Art teachers have a tidy little map for how any artwork works, and it's gold for a street piece. It's called the conceptual framework, and it says every artwork is a conversation between four "agencies": the artist, the artwork, the world, and the audience.

The Four Agencies, One Wall

The artist is the person with something to say. The artwork is the thing they make — here, the piece on the wall. The world is the bit of life the work is about, the situation it's commenting on. And the audience is everyone who meets it. A piece that advocates for change is strong when all four are pulling together: a clear artist with a real reason, an artwork that carries the idea, a world the audience recognises, and an audience the artist actually chose to reach.

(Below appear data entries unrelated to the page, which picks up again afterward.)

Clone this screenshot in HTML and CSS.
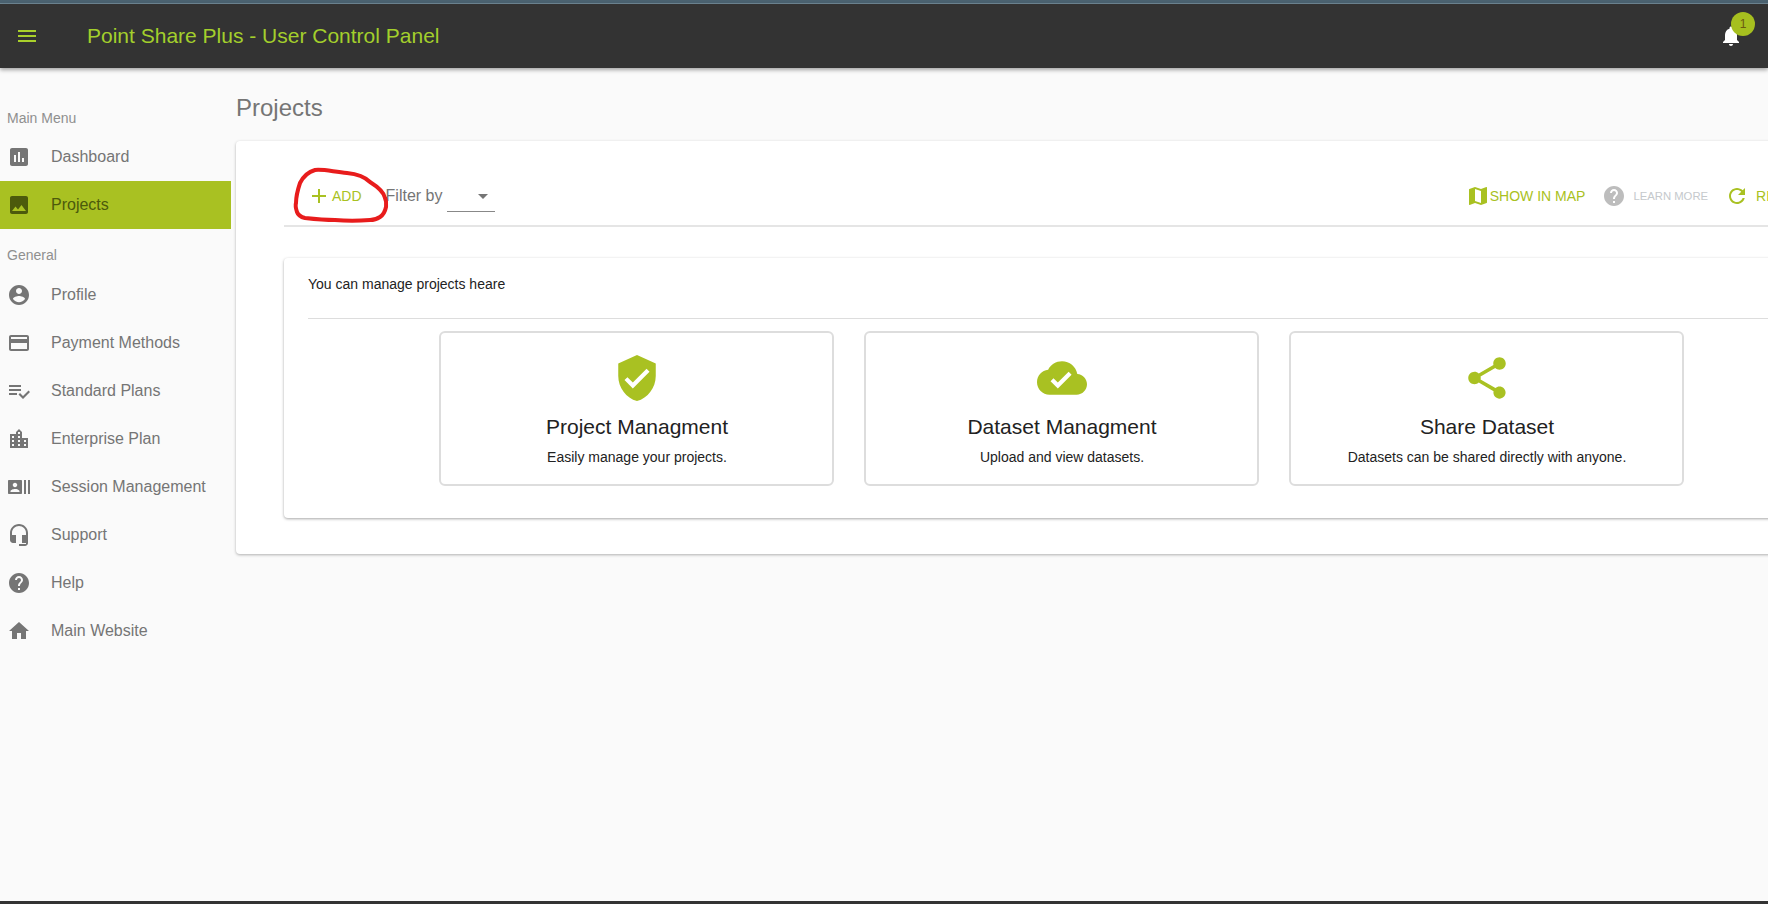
FILE: index.html
```html
<!DOCTYPE html>
<html lang="en">
<head>
<meta charset="utf-8">
<title>Point Share Plus - User Control Panel</title>
<link rel="stylesheet" href="styles.css">
</head>
<body>
<div class="strip"></div>
<header class="topbar">
  <svg class="ic menu-ic" viewBox="0 0 24 24"><path d="M3 18h18v-2H3v2zm0-5h18v-2H3v2zm0-7v2h18V6H3z"/></svg>
  <h1 class="brand">Point Share Plus - User Control Panel</h1>
  <div class="bell">
    <svg class="ic bell-ic" viewBox="0 0 24 24"><path d="M12 22c1.1 0 2-.9 2-2h-4c0 1.1.89 2 2 2zm6-6v-5c0-3.07-1.64-5.64-4.5-6.32V4c0-.83-.67-1.5-1.5-1.5s-1.5.67-1.5 1.5v.68C7.63 5.36 6 7.92 6 11v5l-2 2v1h16v-1l-2-2z"/></svg>
    <span class="badge">1</span>
  </div>
</header>
<div class="shell">
  <nav class="side">
    <div class="side-label">Main Menu</div>
    <a class="item"><svg class="ic" viewBox="0 0 24 24"><path d="M19 3H5c-1.1 0-2 .9-2 2v14c0 1.1.9 2 2 2h14c1.1 0 2-.9 2-2V5c0-1.1-.9-2-2-2zM9 17H7v-7h2v7zm4 0h-2V7h2v10zm4 0h-2v-4h2v4z"/></svg><span>Dashboard</span></a>
    <a class="item active"><svg class="ic" viewBox="0 0 24 24"><path d="M21 19V5c0-1.1-.9-2-2-2H5c-1.1 0-2 .9-2 2v14c0 1.1.9 2 2 2h14c1.1 0 2-.9 2-2zM8.5 13.5l2.5 3.01L14.5 12l4.5 6H5l3.5-4.5z"/></svg><span>Projects</span></a>
    <div class="side-label second">General</div>
    <a class="item"><svg class="ic" viewBox="0 0 24 24"><path d="M12 2C6.48 2 2 6.48 2 12s4.48 10 10 10 10-4.48 10-10S17.52 2 12 2zm0 3c1.66 0 3 1.34 3 3s-1.34 3-3 3-3-1.34-3-3 1.34-3 3-3zm0 14.2c-2.5 0-4.71-1.28-6-3.22.03-1.99 4-3.08 6-3.08 1.99 0 5.97 1.09 6 3.08-1.29 1.94-3.5 3.22-6 3.22z"/></svg><span>Profile</span></a>
    <a class="item"><svg class="ic" viewBox="0 0 24 24"><path d="M20 4H4c-1.11 0-1.99.89-1.99 2L2 18c0 1.11.89 2 2 2h16c1.11 0 2-.89 2-2V6c0-1.11-.89-2-2-2zm0 14H4v-6h16v6zm0-10H4V6h16v2z"/></svg><span>Payment Methods</span></a>
    <a class="item"><svg class="ic" viewBox="0 0 24 24"><path d="M14 10H2v2h12v-2zm0-4H2v2h12V6zM2 16h8v-2H2v2zm19.5-4.5L23 13l-6.99 7-4.51-4.5L13 14l3.01 3 5.49-5.5z"/></svg><span>Standard Plans</span></a>
    <a class="item"><svg class="ic" viewBox="0 0 24 24"><path d="M15 11V5l-3-3-3 3v2H3v14h18V11h-6zm-8 8H5v-2h2v2zm0-4H5v-2h2v2zm0-4H5V9h2v2zm6 8h-2v-2h2v2zm0-4h-2v-2h2v2zm0-4h-2V9h2v2zm0-4h-2V5h2v2zm6 12h-2v-2h2v2zm0-4h-2v-2h2v2z"/></svg><span>Enterprise Plan</span></a>
    <a class="item"><svg class="ic" viewBox="0 0 24 24"><path d="M21 5v14h2V5h-2zm-4 14h2V5h-2v14zM14 5H2c-.55 0-1 .45-1 1v12c0 .55.45 1 1 1h12c.55 0 1-.45 1-1V6c0-.55-.45-1-1-1zM8 7.75c1.24 0 2.25 1.01 2.25 2.25S9.24 12.25 8 12.25 5.75 11.24 5.75 10 6.76 7.75 8 7.75zM12.5 17h-9v-.75c0-1.5 3-2.25 4.5-2.25s4.5.75 4.5 2.25V17z"/></svg><span>Session Management</span></a>
    <a class="item"><svg class="ic" viewBox="0 0 24 24"><path d="M12 1c-4.97 0-9 4.03-9 9v7c0 1.66 1.34 3 3 3h3v-8H5v-2c0-3.87 3.13-7 7-7s7 3.13 7 7v2h-4v8h4v1h-7v2h6c1.66 0 3-1.34 3-3V10c0-4.97-4.03-9-9-9z"/></svg><span>Support</span></a>
    <a class="item"><svg class="ic" viewBox="0 0 24 24"><path d="M12 2C6.48 2 2 6.48 2 12s4.48 10 10 10 10-4.48 10-10S17.52 2 12 2zm1 17h-2v-2h2v2zm2.07-7.75l-.9.92C13.45 12.9 13 13.5 13 15h-2v-.5c0-1.1.45-2.1 1.17-2.83l1.24-1.26c.37-.36.59-.86.59-1.41 0-1.1-.9-2-2-2s-2 .9-2 2H8c0-2.21 1.79-4 4-4s4 1.79 4 4c0 .88-.36 1.68-.93 2.25z"/></svg><span>Help</span></a>
    <a class="item"><svg class="ic" viewBox="0 0 24 24"><path d="M10 20v-6h4v6h5v-8h3L12 3 2 12h3v8z"/></svg><span>Main Website</span></a>
  </nav>
  <main class="main">
    <h2 class="page-title">Projects</h2>
    <section class="panel">
      <div class="toolbar">
        <div class="tool-left">
          <button class="btn add"><svg class="ic" viewBox="0 0 24 24"><path d="M19 13h-6v6h-2v-6H5v-2h6V5h2v6h6v2z"/></svg>ADD</button>
          <span class="filter-label">Filter by</span>
          <span class="select"><svg class="caret" viewBox="0 0 24 24"><path d="M7 10l5 5 5-5z"/></svg></span>
        </div>
        <div class="tool-right">
          <button class="btn map"><svg class="ic" viewBox="0 0 24 24"><path d="M20.5 3l-.16.03L15 5.1 9 3 3.36 4.9c-.21.07-.36.25-.36.48V20.5c0 .28.22.5.5.5l.16-.03L9 18.9l6 2.1 5.64-1.9c.21-.07.36-.25.36-.48V3.5c0-.28-.22-.5-.5-.5zM15 19l-6-2.11V5l6 2.11V19z"/></svg>SHOW IN MAP</button>
          <button class="btn learn"><svg class="ic" viewBox="0 0 24 24"><path d="M12 2C6.48 2 2 6.48 2 12s4.48 10 10 10 10-4.48 10-10S17.52 2 12 2zm1 17h-2v-2h2v2zm2.07-7.75l-.9.92C13.45 12.9 13 13.5 13 15h-2v-.5c0-1.1.45-2.1 1.17-2.83l1.24-1.26c.37-.36.59-.86.59-1.41 0-1.1-.9-2-2-2s-2 .9-2 2H8c0-2.21 1.79-4 4-4s4 1.79 4 4c0 .88-.36 1.68-.93 2.25z"/></svg><span>LEARN MORE</span></button>
          <button class="btn refresh"><svg class="ic" viewBox="0 0 24 24"><path d="M17.65 6.35C16.2 4.9 14.21 4 12 4c-4.42 0-7.99 3.58-7.99 8s3.57 8 7.99 8c3.73 0 6.84-2.55 7.73-6h-2.08c-.82 2.33-3.04 4-5.65 4-3.31 0-6-2.69-6-6s2.69-6 6-6c1.66 0 3.14.69 4.22 1.78L13 11h7V4l-2.35 2.35z"/></svg>REFRESH</button>
        </div>
      </div>
      <div class="inner">
        <p class="intro">You can manage projects heare</p>
        <div class="rule"></div>
        <div class="features">
          <article class="feature">
            <svg class="ic feat-ic" viewBox="0 0 24 24"><path d="M12 1L3 5v6c0 5.55 3.84 10.74 9 12 5.16-1.26 9-6.45 9-12V5l-9-4zm-2 16l-4-4 1.41-1.41L10 14.17l6.59-6.59L18 9l-8 8z"/></svg>
            <h3>Project Managment</h3>
            <p>Easily manage your projects.</p>
          </article>
          <article class="feature">
            <svg class="ic feat-ic" viewBox="0 0 24 24"><path d="M19.35 10.04C18.67 6.59 15.64 4 12 4 9.11 4 6.6 5.64 5.35 8.04 2.34 8.36 0 10.91 0 14c0 3.31 2.69 6 6 6h13c2.76 0 5-2.24 5-5 0-2.64-2.05-4.78-4.65-4.96zM10 17l-3.5-3.5 1.41-1.41L10 14.17 15.18 9l1.41 1.41L10 17z"/></svg>
            <h3>Dataset Managment</h3>
            <p>Upload and view datasets.</p>
          </article>
          <article class="feature">
            <svg class="ic feat-ic" viewBox="0 0 24 24"><path d="M18 16.08c-.76 0-1.44.3-1.96.77L8.91 12.7c.05-.23.09-.46.09-.7s-.04-.47-.09-.7l7.05-4.11c.54.5 1.25.81 2.04.81 1.66 0 3-1.34 3-3s-1.34-3-3-3-3 1.34-3 3c0 .24.04.47.09.7L8.04 9.81C7.5 9.31 6.79 9 6 9c-1.66 0-3 1.34-3 3s1.34 3 3 3c.79 0 1.5-.31 2.04-.81l7.12 4.16c-.05.21-.08.43-.08.65 0 1.61 1.31 2.92 2.92 2.92 1.61 0 2.92-1.31 2.92-2.92s-1.31-2.92-2.92-2.92z"/></svg>
            <h3>Share Dataset</h3>
            <p>Datasets can be shared directly with anyone.</p>
          </article>
        </div>
      </div>
    </section>
  </main>
</div>
<div class="bottom"></div>
<svg class="scribble" viewBox="0 0 120 80"><path d="M27 4C36 3 46 6 59 7C69 8 77 11 82 16C90 21 96 26 97 32C99 36 98 40 98 41C97 46 95 49 92 51C89 53 86 54 82 54C70 55 58 55 47 54C36 54 26 53 17 52C13 51 10 49 9 46C8 43 7 40 8 37C8 30 10 23 12 17C15 11 20 6 27 4Z"/></svg>
</body>
</html>
```
FILE: styles.css
```css
* { box-sizing: border-box; }
html, body { margin: 0; height: 100%; }
body {
  display: flex;
  flex-direction: column;
  height: 100vh;
  overflow: hidden;
  background: #fafafa;
  font-family: "Liberation Sans", Arial, sans-serif;
  position: relative;
}
.ic { display: block; width: 24px; height: 24px; fill: currentColor; flex: none; }
.strip { height: 4px; background: #4b6270; border-bottom: 1px solid #6f8794; flex: none; }
.topbar {
  height: 64px;
  flex: none;
  background: #333;
  display: flex;
  align-items: center;
  padding: 0 0 0 15px;
  box-shadow: 0 2px 4px rgba(0,0,0,.35);
  position: relative;
  z-index: 2;
}
.menu-ic { color: #a9d02b; }
.brand { margin: 0 0 0 48px; font-size: 21px; font-weight: 400; color: #a3cf2c; }
.bell { margin-left: auto; margin-right: 25px; position: relative; color: #fff; }
.badge {
  position: absolute;
  top: -12px;
  left: 12px;
  width: 24px;
  height: 24px;
  border-radius: 50%;
  background: #a6bf1f;
  color: #6b5a10;
  font-size: 12px;
  display: flex;
  align-items: center;
  justify-content: center;
}
.shell { flex: 1; display: flex; min-height: 0; }
.side { width: 231px; flex: none; padding-top: 38px; }
.side-label { font-size: 14px; color: #8f8f8f; padding-left: 7px; height: 27px; line-height: 24px; }
.side-label.second { margin-top: 14px; height: 28px; line-height: 24px; }
.item { display: flex; align-items: center; height: 48px; padding-left: 7px; color: #757575; font-size: 16px; }
.item span { margin-left: 20px; }
.item.active { background: #a9c122; color: #4c5a0c; }
.main { flex: 1; min-width: 0; padding-left: 5px; overflow: hidden; }
.page-title { margin: 25px 0 0; height: 48px; line-height: 30px; font-size: 24px; font-weight: 400; color: #757575; }
.panel {
  width: 1650px;
  height: 413px;
  padding: 0 48px;
  background: #fff;
  border-radius: 4px;
  box-shadow: 0 1px 3px rgba(0,0,0,.3);
}
.toolbar {
  height: 86px;
  display: flex;
  justify-content: space-between;
  align-items: flex-end;
  padding: 0 15px 7px 23px;
  border-bottom: 2px solid #e5e5e5;
}
.tool-left, .tool-right { display: flex; align-items: center; height: 44px; }
.btn { display: flex; align-items: center; border: 0; background: none; padding: 0; font: inherit; font-size: 14px; color: #a9c122; }
.add .ic { width: 24px; height: 24px; margin-right: 1px; }
.filter-label { margin-left: 24px; font-size: 16px; color: #757575; }
.select { width: 48px; height: 32px; margin-left: 5px; border-bottom: 1px solid #888; display: flex; justify-content: flex-end; align-items: center; }
.caret { width: 24px; height: 24px; fill: #757575; }
.learn { margin-left: 17px; color: #bdbdbd; }
.learn span { font-size: 11.3px; color: #c5c9cc; margin-left: 7px; }
.refresh { margin-left: 17px; }
.refresh .ic { margin-right: 7px; }
.inner {
  margin-top: 31px;
  height: 260px;
  padding: 0 24px;
  background: #fff;
  border-radius: 4px;
  box-shadow: 0 1px 3px rgba(0,0,0,.35);
}
.intro { margin: 0; padding-top: 18px; height: 60px; font-size: 14px; line-height: 16px; color: #222; }
.rule { border-top: 1px solid #ddd; }
.features { display: flex; justify-content: center; gap: 30px; margin-top: 12px; }
.feature {
  width: 395px;
  height: 155px;
  border: 2px solid #ddd;
  border-radius: 6px;
  text-align: center;
  padding: 20px 0 0 2px;
}
.feat-ic { width: 50px; height: 50px; margin: 0 auto; color: #a9c122; }
.feature h3 { margin: 12px 0 0; font-size: 21px; line-height: 24px; font-weight: 400; color: #222; }
.feature p { margin: 10px 0 0; font-size: 14px; line-height: 16px; color: #222; }
.bottom { height: 3px; flex: none; background: #333; }
.scribble {
  position: absolute;
  left: 288px;
  top: 166px;
  width: 120px;
  height: 80px;
  fill: none;
  stroke: #e81c1c;
  stroke-width: 4;
  stroke-linecap: round;
}
```
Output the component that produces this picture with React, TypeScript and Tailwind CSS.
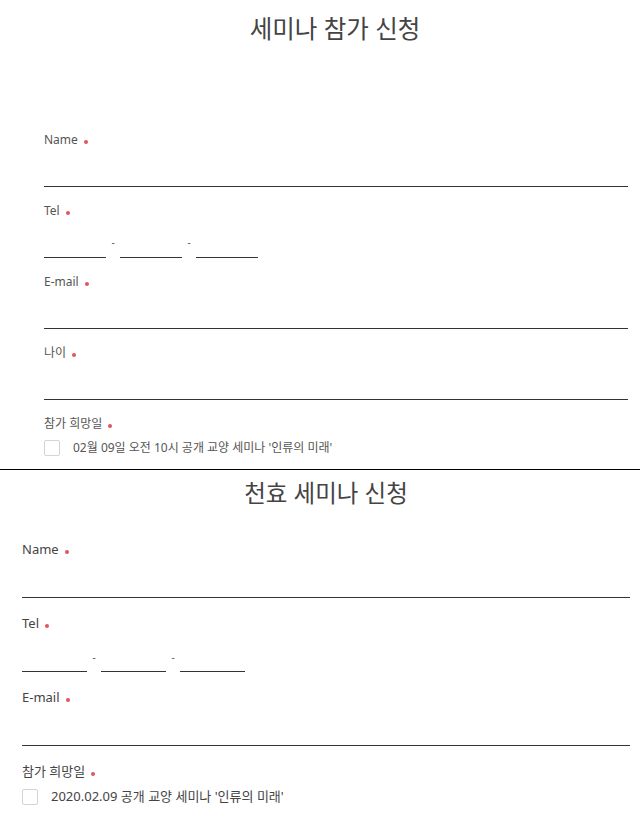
import React from "react";

const FONT = { fontFamily: '"Noto Sans", "Noto Sans CJK KR", sans-serif' };

function Label({ text, size }: { text: string; size: "top" | "bottom" }) {
  return (
    <div
      className={
        size === "top"
          ? "flex items-center h-[18px] text-[12px] text-[#555]"
          : "flex items-center h-[18px] text-[13px] text-[#444]"
      }
    >
      <span>{text}</span>
      <span className="ml-[6px] mt-[3px] w-[4px] h-[4px] rounded-full bg-[#e0565b]" />
    </div>
  );
}

function TextField({ label, size }: { label: string; size: "top" | "bottom" }) {
  return (
    <div className={size === "top" ? "mb-[15px]" : "mb-[17px]"}>
      <Label text={label} size={size} />
      <div
        className={
          size === "top"
            ? "h-[38px] border-b border-[#333]"
            : "h-[39px] border-b border-[#333]"
        }
      />
    </div>
  );
}

function TelField({ size }: { size: "top" | "bottom" }) {
  const seg = size === "top" ? "w-[62px] h-full border-b border-[#333]" : "w-[65px] h-full border-b border-[#333]";
  const dash =
    size === "top"
      ? "w-[14px] h-full flex justify-center pt-[17px] text-[10px] leading-[10px] text-[#555]"
      : "w-[14px] h-full flex justify-center pt-[19px] text-[10px] leading-[10px] text-[#555]";
  return (
    <div className={size === "top" ? "mb-[15px]" : "mb-[17px]"}>
      <Label text="Tel" size={size} />
      <div className={size === "top" ? "flex h-[38px]" : "flex h-[39px]"}>
        <div className={seg} />
        <div className={dash}>-</div>
        <div className={seg} />
        <div className={dash}>-</div>
        <div className={seg} />
      </div>
    </div>
  );
}

function DateField({ size, text }: { size: "top" | "bottom"; text: string }) {
  return (
    <div>
      <Label text="참가 희망일" size={size} />
      <div
        className={
          size === "top"
            ? "mt-[7px] flex items-center h-[16px]"
            : "mt-[8px] flex items-center h-[16px]"
        }
      >
        <div className="w-[16px] h-[16px] rounded-[2px] border border-[#d4d4d4] bg-white" />
        <span
          className={
            size === "top"
              ? "ml-[13px] text-[12px] text-[#555]"
              : "ml-[13px] text-[13px] text-[#444]"
          }
        >
          {text}
        </span>
      </div>
    </div>
  );
}

export default function App() {
  return (
    <div className="w-[640px] h-[824px] bg-white overflow-hidden" style={FONT}>
      {/* Top form */}
      <div className="h-[470px] border-b border-black">
        <div className="pt-[13px] pl-[30px] text-center text-[24.5px] leading-[32px] text-[#444]">
          세미나 참가 신청
        </div>
        <div className="mt-[86px] pl-[44px] pr-[12px]">
          <TextField label="Name" size="top" />
          <TelField size="top" />
          <TextField label="E-mail" size="top" />
          <TextField label="나이" size="top" />
          <DateField size="top" text="02월 09일 오전 10시 공개 교양 세미나 '인류의 미래'" />
        </div>
      </div>
      {/* Bottom form */}
      <div>
        <div className="pt-[7px] pl-[12px] text-center text-[23.5px] leading-[32px] text-[#444]">
          천효 세미나 신청
        </div>
        <div className="mt-[32px] pl-[22px] pr-[10px]">
          <TextField label="Name" size="bottom" />
          <TelField size="bottom" />
          <TextField label="E-mail" size="bottom" />
          <DateField size="bottom" text="2020.02.09 공개 교양 세미나 '인류의 미래'" />
        </div>
      </div>
    </div>
  );
}
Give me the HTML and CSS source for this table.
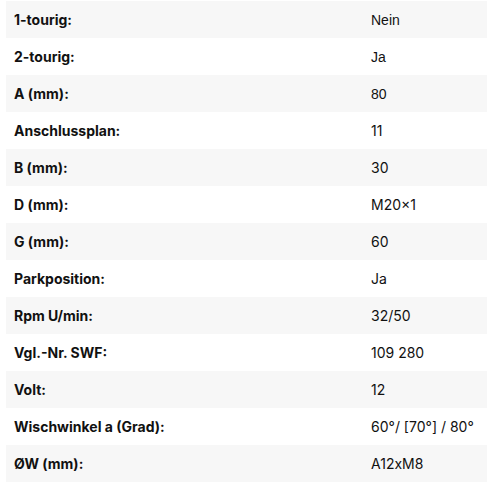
FILE: index.html
```html
<!DOCTYPE html>
<html lang="de">
<head>
<meta charset="utf-8">
<link rel="stylesheet" href="styles.css">
</head>
<body>
<table class="specs">
<tbody>
<tr><th>1-tourig:</th><td class="arial">Nein</td></tr>
<tr><th>2-tourig:</th><td class="arial">Ja</td></tr>
<tr><th>A (mm):</th><td class="arial">80</td></tr>
<tr><th>Anschlussplan:</th><td>11</td></tr>
<tr><th>B (mm):</th><td>30</td></tr>
<tr><th>D (mm):</th><td>M20×1</td></tr>
<tr><th>G (mm):</th><td>60</td></tr>
<tr><th>Parkposition:</th><td>Ja</td></tr>
<tr><th>Rpm U/min:</th><td>32/50</td></tr>
<tr><th>Vgl.-Nr. SWF:</th><td>109 280</td></tr>
<tr><th>Volt:</th><td class="geo">12</td></tr>
<tr><th>Wischwinkel a (Grad):</th><td class="geo">60°/ [70°] / 80°</td></tr>
<tr><th>ØW (mm):</th><td class="geo">A12xM8</td></tr>
</tbody>
</table>
</body>
</html>
```

FILE: styles.css
```css
html, body {
  margin: 0;
  padding: 0;
  background: #fff;
}
body {
  padding: 1px 0 0 6px;
  font-family: Inter, "Noto Sans", sans-serif;
  color: #111;
}
.specs {
  width: 481px;
  border-collapse: collapse;
  font-size: 14px;
}
.specs tr {
  height: 37px;
}
.specs tr:nth-child(odd) {
  background: #f7f7f7;
}
.specs th {
  text-align: left;
  font-weight: 700;
  padding: 0 8px;
  width: 341px;
}
.specs td {
  padding: 0 8px;
  font-weight: 400;
}
.specs td.arial {
  font-family: "Liberation Sans", Arial, sans-serif;
}
.specs td.geo {
  font-family: Inter, sans-serif;
  font-weight: 400;
}
```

Say it plainly: Artist makes the artwork, which comments on the world, to reach an audience. Pull any one out and the message wobbles.

Why This Is So Useful for Protest Art

Ordinary art can get away with being vague about who it's for. Art that wants to change something can't — it has to know its audience and its world, or it's just shouting at a wall (literally). The framework forces the useful questions: Who am I? What am I really talking about? Who, exactly, do I want to reach — and is this the wall where they'll be? Answer those four and you've planned a street piece before you've touched a can.

The message isn't just in the picture — it's in the relationship between the maker, the wall, the issue and the crowd.

In the toy, swap the message from "Save our river" to "House the homeless" to "Listen to elders". Notice how the world the work comments on and the audience it speaks to shift each time — even though the four roles stay exactly the same. That's the framework doing its job: same structure, totally different argument.

Us, Thinking Out Loud

If you made a street piece, which "world" would you want it to comment on — and who's the audience you'd most want to reach?

Can a single wall speak to two very different audiences at once?